H1-B visa issue: India needs to lobby harder to be heard by the US

Moneycontrol
ByNeha Alawadhi Oct 31, 2017 

Little has changed in the attitude of the US towards H-1B visa workers despite President Donald Trump’s assurance to overhaul the system
The issue of H-1B visa remains a sore point for the Indian information technology industry. Little has changed in the attitude of the US towards H-1B visa workers despite President Donald Trump’s assurance to overhaul the system.

“The Indian firms are not well positioned to lobby the US government, further more they have for years been significantly under invested in US government relations particular in their ability to influence policy,” said Peter Bendor-Samuel, CEO of the Everest Group, in an email response earlier this month.

The H-1B work visas, essentially allow highly skilled foreign workers to travel to the US and have been at the centre of a storm since US President Donald Trump’s presidential campaign last year. His “Make America Great Again” slogan took off in a big way, and he often mentioned H-1B visa regime as one of the things he would want to change.

The over $155 billion Indian IT outsourcing industry has been a beneficiary of the H-1B visa programme, the most favoured route to send Indian engineers to the US. At the same time, the industry has been accused of misusing the current system to send more people to the US.

India’s IT industry’s lack of inroads in the US government has not been a problem until recently, said Bendor-Samuel, because US high-tech industry drove the agenda and its needs align with the Indian IT firms.

“However, this alignment of interest has changed with the high tech firms believing that the Indian firms are taking too large a share of the H-1B pool. With the H-1B pool being restricted the high tech firms competing with the Indian firms for a limited resource. This has exposed the vulnerability of the Indian firms under-investment which they are now attempting to rectify,” he added.

There are several Bills in the US Congress related to the larger issue of immigration, out of which some deal with H-1B, some talk of outsourcing and some others are about immigration.

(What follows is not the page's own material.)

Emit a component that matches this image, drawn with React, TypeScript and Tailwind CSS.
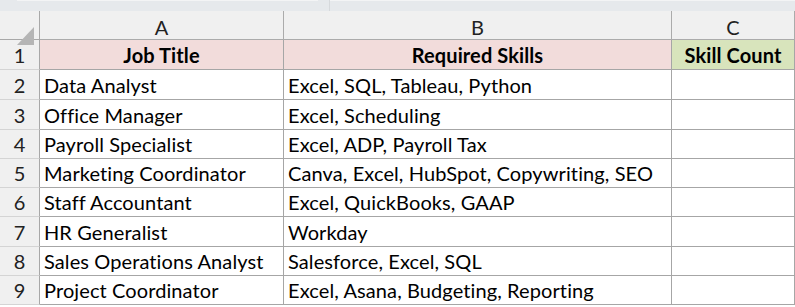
import React from "react";

const rows: [string, string][] = [
  ["Data Analyst", "Excel, SQL, Tableau, Python"],
  ["Office Manager", "Excel, Scheduling"],
  ["Payroll Specialist", "Excel, ADP, Payroll Tax"],
  ["Marketing Coordinator", "Canva, Excel, HubSpot, Copywriting, SEO"],
  ["Staff Accountant", "Excel, QuickBooks, GAAP"],
  ["HR Generalist", "Workday"],
  ["Sales Operations Analyst", "Salesforce, Excel, SQL"],
  ["Project Coordinator", "Excel, Asana, Budgeting, Reporting"],
];

const rowH = ["h-[30px]", "h-[30px]", "h-[29px]", "h-[29px]", "h-[29px]", "h-[30px]", "h-[29px]", "h-[29px]"];

export default function App() {
  return (
    <div className="w-[795px] h-[307px] bg-white overflow-hidden text-black font-['Lato','Open_Sans',sans-serif]">
      {/* top strip */}
      <div className="h-[11px] bg-[#e6e9ec] flex">
        <div className="w-[17px]" />
        <div className="w-[301px] h-px bg-[#f3f4f5]" />
        <div className="w-[12px] border-r border-[#d6d9dc]" />
        <div className="flex-1 h-px bg-[#f3f4f5]" />
      </div>

      <div className="grid grid-cols-[40px_244px_388px_123px] text-[20px] tracking-[0.1px] leading-none">
        {/* column headers */}
        <div className="h-[29px] bg-[#f0f0f0] border-r border-b border-[#a8a8a8] relative">
          <svg className="absolute left-[17px] top-[16px]" width="18" height="18" viewBox="0 0 18 18">
            <polygon points="0,18 17,0 17,18" fill="#b5b5b5" />
          </svg>
        </div>
        {["A", "B", "C"].map((l) => (
          <div
            key={l}
            className="h-[29px] bg-[#f0f0f0] border-r border-b border-[#ababab] flex items-center justify-center pt-[3px] text-[#222]"
          >
            {l}
          </div>
        ))}

        {/* row 1 */}
        <div className="h-[30px] bg-[#f0f0f0] border-r border-b border-r-[#a8a8a8] border-b-[#d4d4d4] flex items-center justify-center text-[#222]">
          1
        </div>
        <div className="h-[30px] bg-[#f2dcdb] border-r border-b border-[#a6a6a6] flex items-center justify-center font-bold">
          Job Title
        </div>
        <div className="h-[30px] bg-[#f2dcdb] border-r border-b border-[#a6a6a6] flex items-center justify-center font-bold">
          Required Skills
        </div>
        <div className="h-[30px] bg-[#d8e4bc] border-r border-b border-[#a6a6a6] flex items-center justify-center font-bold">
          Skill Count
        </div>

        {rows.map(([a, b], i) => (
          <React.Fragment key={a}>
            <div
              className={`${rowH[i]} bg-[#f0f0f0] border-r border-b border-r-[#a8a8a8] border-b-[#d4d4d4] flex items-center justify-center text-[#222]`}
            >
              {i + 2}
            </div>
            <div className={`${rowH[i]} border-r border-b border-[#a6a6a6] flex items-center pl-[4px] whitespace-nowrap`}>
              {a}
            </div>
            <div className={`${rowH[i]} border-r border-b border-[#a6a6a6] flex items-center pl-[4px] whitespace-nowrap`}>
              {b}
            </div>
            <div className={`${rowH[i]} border-r border-b border-[#a6a6a6]`} />
          </React.Fragment>
        ))}
      </div>
    </div>
  );
}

Last week, Suresh Prabhu, the Minister of Commerce and Industry, said the Indian government “very strongly” raised the issue of H-1B visas with the US, even as the US immigration agency recommended a tighter H-1B visa verification process.

Paul Triolo, the ‎practice director, geotechnology (geocyber) at analysis and political risk consultancy ‎Eurasia Group, said that while the bureaucracy has been scrutinizing H-1B applications more strictly, there hasn’t been much movement on the issue since the executive orders came into force.

Talking about the proposed changes to the current lottery-based system of H-1B visas, which includes considering the most highly paid and the most highly educated applicants, he said, “Such a step would allow the likes of Google to still retain top talent but would complicate the business models of Indian IT outsourcers that pay at or near the minimum salary required. As far as we know, there has been no concrete movement in this direction, at least not yet,” he told Moneycontrol in an email response.

What this means for the Indian IT workers on H-1B visas, is essentially being at the mercy of employers because guest workers in the US are tied to their American work visa sponsors.

“This is more evident with the elaborate employment bonds specific only to Indian IT firms from India that deploy their workers to the US,” said Rajiv Dabhadkar, founder at ‎National Organization for Software & Technology Professionals.

“Because Indian guest workers do not complain about being underpaid, companies prefer them over local American workers,” he said.

One fall out of Trump’s executive order is most likely to be an increase in minimum wages, as Patrick Thibodeau at ComputerWorld wrote in an analysis of Trump’s executive orders in April. “Wages for the lowest-paid H-1B visa workers are almost certain to rise,” he had said at the time.

Analysts have for long said that a rise in minimum wage would hurt the labour arbitrage model of the Indian IT companies, but may just be the need of the hour to change perceptions for the better.

“The perception that Indian guest workers are low skilled arise mainly due to the fact that they get paid less by their visa sponsors. Wage discrimination, therefore, creates a divide and rule between the working class,” said Dabhadkar.

Indian IT firms have also been at pains to point out that they have ramped up local hiring in the US, and the industry body National Association of Software and Services Companies (Nasscom) has for long held that there is a STEM (science, technology, engineering and maths) skills gap in the US, which necessitates the transfer of skilled manpower from countries such as India.

“Beyond the immediate H-1B issue, a greater emphasis on points/education/technical skills/English ability in US immigration policy could result in greater numbers of Indian immigrants to the country. The current country quotas disadvantage applicants from highly populous countries like India ” noted Eurasia’s Triolo.